5. Immunoblot analysis of synaptic markers from hippocampus tissue
The contralateral hippocampi (see section 4) were homogenized in lysis buffer (0.1% SDS, 0.1% Triton-X100, 1% glycerol, 1 mM EDTA, 1 mM EGTA, 1 mM Na3VO4, 30 mM NaF and 1x Complete protease inhibitor cocktail (Roche)) after which total protein was assessed with the Bradford protein assay (Bio-Rad). The concentration of total protein was equalized for all samples after which equal volumes of samples were loaded on an acrylamide gel for SDS-PAGE. Subsequently, the proteins were transferred to a nitrocellulose membrane (Bio-Rad) and immunoblotted for the following synaptic markers: glutamate [NMDA] receptor subunit epsilon-1 (GRIN2A/NR2A, Millipore, Billerica MA), synaptosomal-associated protein 25 (SNAP25, Millipore, Billerica MA), ionotropic glutamate receptor 2/3 (GLUR2, Millipore, Billerica MA), gamma-aminobutyric acid type B receptor subunit 2/3 (GABRB2, clone BD-17, Millipore, Billerica MA) and calcium/calmodulin-dependent protein kinase type II subunit alpha (CaMKIIa, Millipore, Billerica MA). Membranes were also immunoblotted for glyceraldehyde-3-phosphate dehydrogenase (GAPDH, clone 6C5, Fitzgerald, Acton, MA) as a loading control.
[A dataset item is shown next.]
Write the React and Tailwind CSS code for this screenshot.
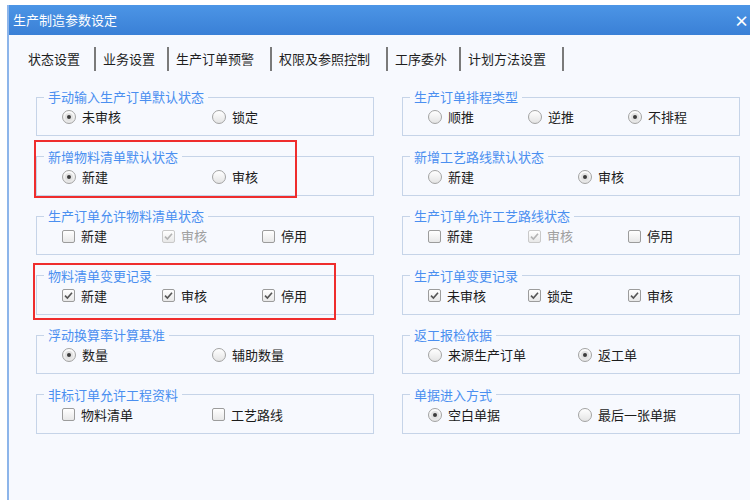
import React from 'react';

// ─── Data ─────────────────────────────────────────────────────────────────────
const TABS = [
  { label: '状态设置', w: 'w-[73px]' },
  { label: '业务设置', w: 'w-[71px]' },
  { label: '生产订单预警', w: 'w-[101px]' },
  { label: '权限及参照控制', w: 'w-[114px]' },
  { label: '工序委外', w: 'w-[71px]' },
  { label: '计划方法设置', w: 'w-[101px]' },
];

const GROUPS = [
  { title: '手动输入生产订单默认状态', type: 'radio', options: [{ label: '未审核', on: true }, { label: '锁定' }] },
  { title: '生产订单排程类型', type: 'radio', options: [{ label: '顺推' }, { label: '逆推' }, { label: '不排程', on: true }] },
  { title: '新增物料清单默认状态', type: 'radio', options: [{ label: '新建', on: true }, { label: '审核' }] },
  { title: '新增工艺路线默认状态', type: 'radio', options: [{ label: '新建' }, { label: '审核', on: true }] },
  { title: '生产订单允许物料清单状态', type: 'check', options: [{ label: '新建' }, { label: '审核', on: true, disabled: true }, { label: '停用' }] },
  { title: '生产订单允许工艺路线状态', type: 'check', options: [{ label: '新建' }, { label: '审核', on: true, disabled: true }, { label: '停用' }] },
  { title: '物料清单变更记录', type: 'check', options: [{ label: '新建', on: true }, { label: '审核', on: true }, { label: '停用', on: true }] },
  { title: '生产订单变更记录', type: 'check', options: [{ label: '未审核', on: true }, { label: '锁定', on: true }, { label: '审核', on: true }] },
  { title: '浮动换算率计算基准', type: 'radio', options: [{ label: '数量', on: true }, { label: '辅助数量' }] },
  { title: '返工报检依据', type: 'radio', options: [{ label: '来源生产订单' }, { label: '返工单', on: true }] },
  { title: '非标订单允许工程资料', type: 'check', options: [{ label: '物料清单' }, { label: '工艺路线' }] },
  { title: '单据进入方式', type: 'radio', options: [{ label: '空白单据', on: true }, { label: '最后一张单据' }] },
];

// ─── Controls ─────────────────────────────────────────────────────────────────
const Radio = ({ on }) => (
  <span className="w-[14px] h-[14px] shrink-0 rounded-full border border-[#a3a3a3] bg-gradient-to-b from-[#ffffff] to-[#e4e4e4] flex items-center justify-center">
    {on && (
      <span className="w-[8px] h-[8px] rounded-full bg-[#e2e2e2] flex items-center justify-center">
        <span className="w-[4px] h-[4px] rounded-full bg-[#3c3c3c]" />
      </span>
    )}
  </span>
);

const Check = ({ on, disabled }) => (
  <span
    className={`w-[13px] h-[13px] shrink-0 rounded-[2px] border bg-gradient-to-b from-[#ffffff] to-[#e8e8e8] flex items-center justify-center ${
      disabled ? 'border-[#c9c9c9]' : 'border-[#9c9c9c]'
    }`}
  >
    {on && (
      <svg width="11" height="11" viewBox="0 0 11 11">
        <path
          d="M2 5.6 L4.4 8 L9 2.8"
          fill="none"
          stroke={disabled ? '#b3b3b3' : '#555'}
          strokeWidth="1.6"
        />
      </svg>
    )}
  </span>
);

// ─── Group box ────────────────────────────────────────────────────────────────
const Group = ({ title, type, options }) => (
  <fieldset className="border border-[#c6d4e8] px-[7px] pb-[9px]">
    <legend className="px-[4px] text-[13px] leading-4 text-[#4a8ff0]">{title}</legend>
    <div className="mt-[3px] h-[18px] pl-[18px] flex items-center">
      {options.map((o) => (
        <div
          key={o.label}
          className={`flex items-center gap-[6px] ${options.length === 3 ? 'w-[100px]' : 'w-[150px]'}`}
        >
          {type === 'radio' ? <Radio on={o.on} /> : <Check on={o.on} disabled={o.disabled} />}
          <span className={`text-[13px] leading-4 ${o.disabled ? 'text-[#a0a0a0]' : 'text-[#1c1c1c]'}`}>
            {o.label}
          </span>
        </div>
      ))}
    </div>
  </fieldset>
);

// ─── App ──────────────────────────────────────────────────────────────────────
export default function App() {
  return (
    <div
      className="relative w-[750px] h-[500px] overflow-hidden bg-white pt-[5px] pl-[7px]"
      style={{ fontFamily: '"Noto Sans CJK SC", "Liberation Sans", sans-serif' }}
    >
      <div className="w-[762px] h-[495px] flex flex-col border-l-2 border-[#8db5ea] bg-[#f7f9fe]">
        {/* title bar */}
        <div className="h-[30px] shrink-0 flex items-center pl-[4px] pr-[20px] bg-gradient-to-b from-[#4c95e6] to-[#3a80d6]">
          <span className="text-[13px] text-white">生产制造参数设定</span>
          <span className="ml-auto text-[15px] font-bold leading-none text-white">×</span>
        </div>

        {/* tabs */}
        <div className="mt-[12px] h-[24px] pl-[12px] flex items-stretch">
          {TABS.map((t) => (
            <React.Fragment key={t.label}>
              <div className={`${t.w} pl-[7px] flex items-center text-[13px] text-[#1e1e1e]`}>{t.label}</div>
              <div className="w-[2px] bg-[#7a7a7a]" />
            </React.Fragment>
          ))}
        </div>

        {/* groups */}
        <div className="mt-[18px] pl-[27px] grid grid-cols-[338px_338px] gap-x-[28px] gap-y-[12.6px]">
          {GROUPS.map((g) => (
            <Group key={g.title} {...g} />
          ))}
        </div>
      </div>

      {/* red highlight boxes */}
      <div className="absolute left-[34px] top-[140px] w-[263px] h-[58px] border-2 border-[#ef2d2d]" />
      <div className="absolute left-[33px] top-[263px] w-[303px] h-[57px] border-2 border-[#ef2d2d]" />
    </div>
  );
}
Antibodies recognizing the synaptic markers were diluted 1:1,000 whereas the antibodies recognizing GAPDH were diluted 1:500,000. Primary antibodies were recognized by IRDye labeled secondary antibodies (Rockland, Gilbertsville, PA) which were diluted 1:10,000 and detected by using multi-fluorescence scanning with the Odyssey® system (LI-COR, Lincoln, NE). Statistical analyses were performed using GraphPad Prism (GraphPad, La Jolla, CA). Protein differences were evaluated by Mann-Whitney test. Statistical significance was set at p<0.05. Data are presented as average values ± standard error of the mean (SEM).